The transfer of the Portuguese Court to Brazil refers to the escape of the Queen Maria I of Portugal, Braganza royal family and its court of nearly 15,000 people from Lisbon on November 29, 1807. The Braganza royal family departed for the Portuguese colony of Brazil just days before Napoleonic forces invaded Lisbon on December 1. The Portuguese crown remained in Brazil from 1808 until the Liberal Revolution of 1820 led to the return of John VI of Portugal on April 26, 1821. For thirteen years, Rio de Janeiro, Brazil, functioned as the capital of the Kingdom of Portugal in what some historians call a "metropolitan reversal" (i.e., a colony exercising governance over the entirety of the Portuguese empire.)
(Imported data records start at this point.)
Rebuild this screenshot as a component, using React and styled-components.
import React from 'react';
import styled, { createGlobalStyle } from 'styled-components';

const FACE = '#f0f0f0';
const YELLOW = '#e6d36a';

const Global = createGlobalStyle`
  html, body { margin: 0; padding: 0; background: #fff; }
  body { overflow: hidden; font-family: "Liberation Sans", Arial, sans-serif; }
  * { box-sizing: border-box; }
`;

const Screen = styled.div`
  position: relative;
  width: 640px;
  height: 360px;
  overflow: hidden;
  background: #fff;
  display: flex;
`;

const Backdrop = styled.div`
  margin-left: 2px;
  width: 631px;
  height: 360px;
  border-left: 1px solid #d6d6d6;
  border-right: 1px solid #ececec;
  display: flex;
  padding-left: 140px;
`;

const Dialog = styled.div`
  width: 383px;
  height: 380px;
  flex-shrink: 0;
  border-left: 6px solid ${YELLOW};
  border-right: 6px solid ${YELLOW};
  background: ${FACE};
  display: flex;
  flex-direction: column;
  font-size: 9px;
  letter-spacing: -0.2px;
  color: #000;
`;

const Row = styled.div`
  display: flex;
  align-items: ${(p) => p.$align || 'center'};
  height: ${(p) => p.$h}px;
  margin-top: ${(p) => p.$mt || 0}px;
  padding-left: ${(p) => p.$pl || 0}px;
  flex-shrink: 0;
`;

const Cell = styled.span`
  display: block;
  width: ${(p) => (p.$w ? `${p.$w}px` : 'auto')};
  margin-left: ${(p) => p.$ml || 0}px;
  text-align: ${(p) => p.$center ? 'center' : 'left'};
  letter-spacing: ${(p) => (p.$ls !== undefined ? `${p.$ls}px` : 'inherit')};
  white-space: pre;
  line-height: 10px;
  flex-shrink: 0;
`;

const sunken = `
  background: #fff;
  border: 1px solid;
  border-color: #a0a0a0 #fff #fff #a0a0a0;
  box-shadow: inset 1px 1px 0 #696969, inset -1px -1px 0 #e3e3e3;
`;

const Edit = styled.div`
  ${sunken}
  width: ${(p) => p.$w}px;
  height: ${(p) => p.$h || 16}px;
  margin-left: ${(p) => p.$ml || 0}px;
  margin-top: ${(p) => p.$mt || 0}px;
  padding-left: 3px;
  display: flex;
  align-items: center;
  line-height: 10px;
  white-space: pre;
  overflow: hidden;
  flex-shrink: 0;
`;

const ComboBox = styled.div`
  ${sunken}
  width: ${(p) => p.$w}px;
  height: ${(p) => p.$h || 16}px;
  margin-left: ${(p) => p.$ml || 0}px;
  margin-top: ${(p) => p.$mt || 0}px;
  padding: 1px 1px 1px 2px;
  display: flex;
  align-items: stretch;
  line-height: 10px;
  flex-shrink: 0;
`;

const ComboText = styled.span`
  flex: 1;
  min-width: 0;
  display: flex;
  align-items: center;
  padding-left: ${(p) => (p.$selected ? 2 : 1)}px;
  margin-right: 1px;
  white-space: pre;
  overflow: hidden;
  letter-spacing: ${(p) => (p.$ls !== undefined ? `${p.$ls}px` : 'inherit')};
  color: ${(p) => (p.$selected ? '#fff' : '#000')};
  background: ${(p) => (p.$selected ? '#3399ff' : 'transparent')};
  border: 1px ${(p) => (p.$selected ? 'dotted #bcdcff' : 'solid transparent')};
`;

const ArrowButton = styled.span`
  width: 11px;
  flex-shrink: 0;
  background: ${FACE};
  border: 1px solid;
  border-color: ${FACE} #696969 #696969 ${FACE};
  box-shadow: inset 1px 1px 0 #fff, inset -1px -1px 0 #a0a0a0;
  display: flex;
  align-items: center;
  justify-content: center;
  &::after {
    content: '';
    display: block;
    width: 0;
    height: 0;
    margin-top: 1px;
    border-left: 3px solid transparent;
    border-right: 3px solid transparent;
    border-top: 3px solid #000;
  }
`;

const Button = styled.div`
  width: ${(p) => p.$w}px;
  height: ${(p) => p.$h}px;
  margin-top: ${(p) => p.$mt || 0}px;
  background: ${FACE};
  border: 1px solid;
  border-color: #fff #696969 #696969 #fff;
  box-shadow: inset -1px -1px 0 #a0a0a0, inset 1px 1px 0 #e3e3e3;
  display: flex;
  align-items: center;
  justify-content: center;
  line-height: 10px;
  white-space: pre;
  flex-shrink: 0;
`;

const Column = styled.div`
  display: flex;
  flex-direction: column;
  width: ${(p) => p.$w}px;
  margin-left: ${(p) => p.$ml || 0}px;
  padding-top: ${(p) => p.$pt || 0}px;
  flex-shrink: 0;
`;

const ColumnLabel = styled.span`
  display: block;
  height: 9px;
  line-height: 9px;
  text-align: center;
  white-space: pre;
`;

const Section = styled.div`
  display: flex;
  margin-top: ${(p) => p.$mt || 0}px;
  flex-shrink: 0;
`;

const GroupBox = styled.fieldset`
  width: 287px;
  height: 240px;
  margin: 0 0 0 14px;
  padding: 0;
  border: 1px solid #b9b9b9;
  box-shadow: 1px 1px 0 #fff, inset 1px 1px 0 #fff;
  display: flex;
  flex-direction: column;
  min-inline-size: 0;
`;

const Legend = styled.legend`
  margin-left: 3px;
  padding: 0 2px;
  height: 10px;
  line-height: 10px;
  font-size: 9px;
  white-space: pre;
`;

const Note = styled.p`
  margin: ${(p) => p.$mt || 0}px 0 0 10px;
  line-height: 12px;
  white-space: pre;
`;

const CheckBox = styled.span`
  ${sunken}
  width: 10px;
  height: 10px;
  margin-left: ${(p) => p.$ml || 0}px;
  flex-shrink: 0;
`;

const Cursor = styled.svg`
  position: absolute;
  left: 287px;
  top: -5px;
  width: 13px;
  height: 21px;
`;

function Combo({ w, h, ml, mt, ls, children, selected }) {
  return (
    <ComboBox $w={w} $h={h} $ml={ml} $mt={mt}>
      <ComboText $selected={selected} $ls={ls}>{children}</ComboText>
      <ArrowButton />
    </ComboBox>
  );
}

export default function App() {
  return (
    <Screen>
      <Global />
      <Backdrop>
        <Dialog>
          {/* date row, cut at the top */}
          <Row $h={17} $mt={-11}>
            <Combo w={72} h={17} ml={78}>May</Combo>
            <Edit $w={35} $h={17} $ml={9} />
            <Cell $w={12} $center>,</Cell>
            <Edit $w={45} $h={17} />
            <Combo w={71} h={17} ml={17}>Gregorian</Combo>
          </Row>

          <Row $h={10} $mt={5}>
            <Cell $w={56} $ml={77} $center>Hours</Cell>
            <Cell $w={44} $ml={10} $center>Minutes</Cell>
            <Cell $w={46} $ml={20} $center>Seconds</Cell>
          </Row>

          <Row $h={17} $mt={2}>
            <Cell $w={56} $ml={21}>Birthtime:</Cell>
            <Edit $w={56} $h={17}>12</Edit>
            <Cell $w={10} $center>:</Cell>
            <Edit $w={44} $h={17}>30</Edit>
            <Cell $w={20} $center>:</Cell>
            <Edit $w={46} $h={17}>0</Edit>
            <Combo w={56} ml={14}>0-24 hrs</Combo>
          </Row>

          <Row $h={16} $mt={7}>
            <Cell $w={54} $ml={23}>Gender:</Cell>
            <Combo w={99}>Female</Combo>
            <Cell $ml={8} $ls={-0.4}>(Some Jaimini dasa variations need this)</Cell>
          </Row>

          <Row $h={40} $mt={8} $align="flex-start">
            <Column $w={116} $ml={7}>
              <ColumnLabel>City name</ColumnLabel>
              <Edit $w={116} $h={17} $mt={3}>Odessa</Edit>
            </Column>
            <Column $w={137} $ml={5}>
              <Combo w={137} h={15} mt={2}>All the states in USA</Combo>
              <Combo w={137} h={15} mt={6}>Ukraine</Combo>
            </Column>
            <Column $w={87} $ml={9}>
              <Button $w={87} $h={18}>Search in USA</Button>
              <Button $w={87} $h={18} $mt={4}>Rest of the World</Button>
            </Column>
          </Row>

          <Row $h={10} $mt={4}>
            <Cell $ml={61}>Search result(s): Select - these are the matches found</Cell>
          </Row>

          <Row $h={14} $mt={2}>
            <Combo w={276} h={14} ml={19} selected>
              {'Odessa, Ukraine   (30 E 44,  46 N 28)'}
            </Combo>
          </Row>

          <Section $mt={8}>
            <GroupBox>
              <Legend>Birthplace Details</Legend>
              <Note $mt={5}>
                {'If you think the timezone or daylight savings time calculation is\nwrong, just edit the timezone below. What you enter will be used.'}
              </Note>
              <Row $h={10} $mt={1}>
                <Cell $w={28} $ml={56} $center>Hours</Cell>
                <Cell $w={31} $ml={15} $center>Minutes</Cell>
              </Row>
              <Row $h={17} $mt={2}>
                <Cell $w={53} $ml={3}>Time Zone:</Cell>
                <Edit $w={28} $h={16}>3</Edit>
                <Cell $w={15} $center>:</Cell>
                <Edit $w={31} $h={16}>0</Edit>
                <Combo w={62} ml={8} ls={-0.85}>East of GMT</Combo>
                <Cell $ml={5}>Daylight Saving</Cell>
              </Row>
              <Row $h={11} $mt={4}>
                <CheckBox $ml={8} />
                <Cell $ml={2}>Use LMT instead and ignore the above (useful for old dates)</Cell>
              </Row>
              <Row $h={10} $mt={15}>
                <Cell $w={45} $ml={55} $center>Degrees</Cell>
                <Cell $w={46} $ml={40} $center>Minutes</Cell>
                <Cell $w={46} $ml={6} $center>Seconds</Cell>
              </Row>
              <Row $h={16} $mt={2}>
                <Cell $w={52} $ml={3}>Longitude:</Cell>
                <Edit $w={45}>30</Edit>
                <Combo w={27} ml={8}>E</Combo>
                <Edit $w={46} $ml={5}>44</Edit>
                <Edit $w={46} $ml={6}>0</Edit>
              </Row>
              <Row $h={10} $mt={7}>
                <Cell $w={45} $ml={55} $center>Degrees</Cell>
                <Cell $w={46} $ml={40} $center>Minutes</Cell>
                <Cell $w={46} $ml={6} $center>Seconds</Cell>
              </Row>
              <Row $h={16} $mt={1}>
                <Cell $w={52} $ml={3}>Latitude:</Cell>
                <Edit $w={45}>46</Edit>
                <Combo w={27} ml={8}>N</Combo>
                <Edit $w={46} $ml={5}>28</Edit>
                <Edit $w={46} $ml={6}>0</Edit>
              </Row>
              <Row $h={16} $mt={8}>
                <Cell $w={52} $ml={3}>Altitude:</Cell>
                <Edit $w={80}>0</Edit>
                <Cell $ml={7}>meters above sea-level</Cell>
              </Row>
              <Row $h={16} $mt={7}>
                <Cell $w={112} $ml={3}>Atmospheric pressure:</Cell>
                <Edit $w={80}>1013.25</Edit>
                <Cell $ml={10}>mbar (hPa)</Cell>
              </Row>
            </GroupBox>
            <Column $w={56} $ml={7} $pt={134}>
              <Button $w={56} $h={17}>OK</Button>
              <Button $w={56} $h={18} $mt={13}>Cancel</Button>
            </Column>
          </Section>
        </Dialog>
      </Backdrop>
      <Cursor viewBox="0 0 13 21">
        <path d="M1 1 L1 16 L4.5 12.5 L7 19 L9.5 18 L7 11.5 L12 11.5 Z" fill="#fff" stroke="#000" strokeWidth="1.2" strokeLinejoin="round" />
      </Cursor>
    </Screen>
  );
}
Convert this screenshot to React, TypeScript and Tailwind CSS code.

In 1807, at the outset of the Peninsular War, Napoleonic forces invaded Portugal due to the Portuguese alliance with the United Kingdom. The prince regent of Portugal at the time, John VI, had formally governed the country on behalf of Maria I of Portugal since 1799. Anticipating the invasion of Napoleon's army, John VI ordered the transfer of the Portuguese royal court to Brazil before he could be deposed. Setting sail for Brazil on November 29, the royal party navigated under the protection of the British Royal Navy, and 8 ships of the line, 5 frigates, and 4 smaller vessels of the Portuguese Navy, under the command of Admiral Sir Sidney Smith. On December 5, almost halfway between Lisbon and Madeira, Sidney Smith, along with Britain's envoy to Lisbon, Lord Strangford, returned to Europe with part of the British flotilla. Graham Moore, a British sailor and career officer in the Royal Navy, continued escorting the Portuguese royal family to Brazil with the ships Marlborough, London, Bedford, and Monarch.